Amanat / Pesan yang Disampaikan:
Puisi ini menyampaikan amanat yang kuat tentang perlunya bangsa ini kembali membaca sejarahnya dengan jernih, menjaga warisan leluhur, dan tidak membiarkan krisis moral dan identitas merajalela. “Bandul yang kembali ke titik awal” bukan hanya simbol waktu yang berputar, tapi juga pertanda bahwa luka lama belum sembuh, dan bisa meledak jika tidak ditanggapi secara bijak.
Imaji: Cuaca, Lumpur, Goa, dan Bandul
Puisi ini dipenuhi imaji-imaji kuat dan konkret yang membawa pembaca ke lanskap yang gelap namun sarat makna:
- “Mendung kian tebal tapi kemarau kian panjang” memberikan kontras visual yang menciptakan kesan kekeringan yang paradox, suasana tegang yang tak menemukan pelepasan.

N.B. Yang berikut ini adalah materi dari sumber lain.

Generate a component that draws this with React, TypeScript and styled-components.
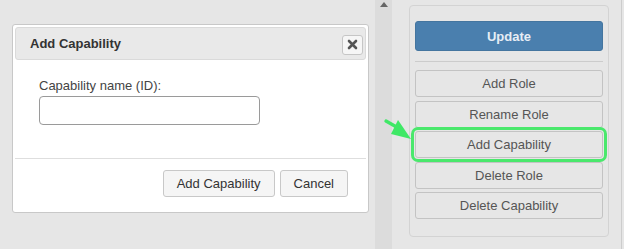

- “Lumpur tak kenyal tak jua mengkal” menggambarkan kondisi tanah atau dasar yang tidak kokoh—simbol kondisi sosial atau moral yang rapuh.
- “Goa garba” (rahim bumi) memberi imaji spiritual dan mistik, seolah mengacu pada pusat dari alam bawah sadar peradaban.
- “Bandul itu telah menemu titik awalnya” adalah simbol waktu, sejarah, dan pengulangan peristiwa dalam siklus yang tak terbendung.
Majas: Personifikasi, Metafora, dan Alegori
Beberapa majas yang menonjol dalam puisi ini antara lain:
- Personifikasi: “Tangis tumpah” dan “jerit sejarah” memberikan sifat manusia pada entitas abstrak, menciptakan kedekatan emosional pembaca dengan peristiwa sejarah.
- Metafora: “Kendimu telah pecah” adalah metafora kerusakan nilai atau saluran spiritual. “Peta tak lagi terbaca” adalah metafora dari hilangnya panduan hidup atau arah bangsa.
- Alegori: Seluruh puisi bisa dibaca sebagai alegori bangsa yang kehilangan jejak sejarah, dan sedang dipanggil kembali untuk menafsir ulang identitasnya di hadapan simbol warisan (candi).
Panggilan untuk Menafsir Ulang Sejarah dan Identitas Bangsa
Puisi “Di Muka Candi” karya F. Aziz Manna adalah karya kontemplatif yang menyentuh persoalan sejarah, spiritualitas, dan kebangsaan dengan cara yang puitik dan simbolik. Melalui dialog imajinatif dengan tokoh-tokoh masa lalu dan latar candi yang sakral, penyair mengajak kita untuk menyimak ulang jerit sejarah yang mungkin telah kita abaikan.
Di tengah dunia yang gamang dan penuh kekacauan arah, puisi ini hadir sebagai pengingat: bahwa yang dahulu diam, kini menangis. Dan tugas kitalah untuk tidak hanya menjadi saksi, tetapi juga pembaca dan penjaga warisan yang dahulu diletakkan dengan tangan dan harapan yang luhur.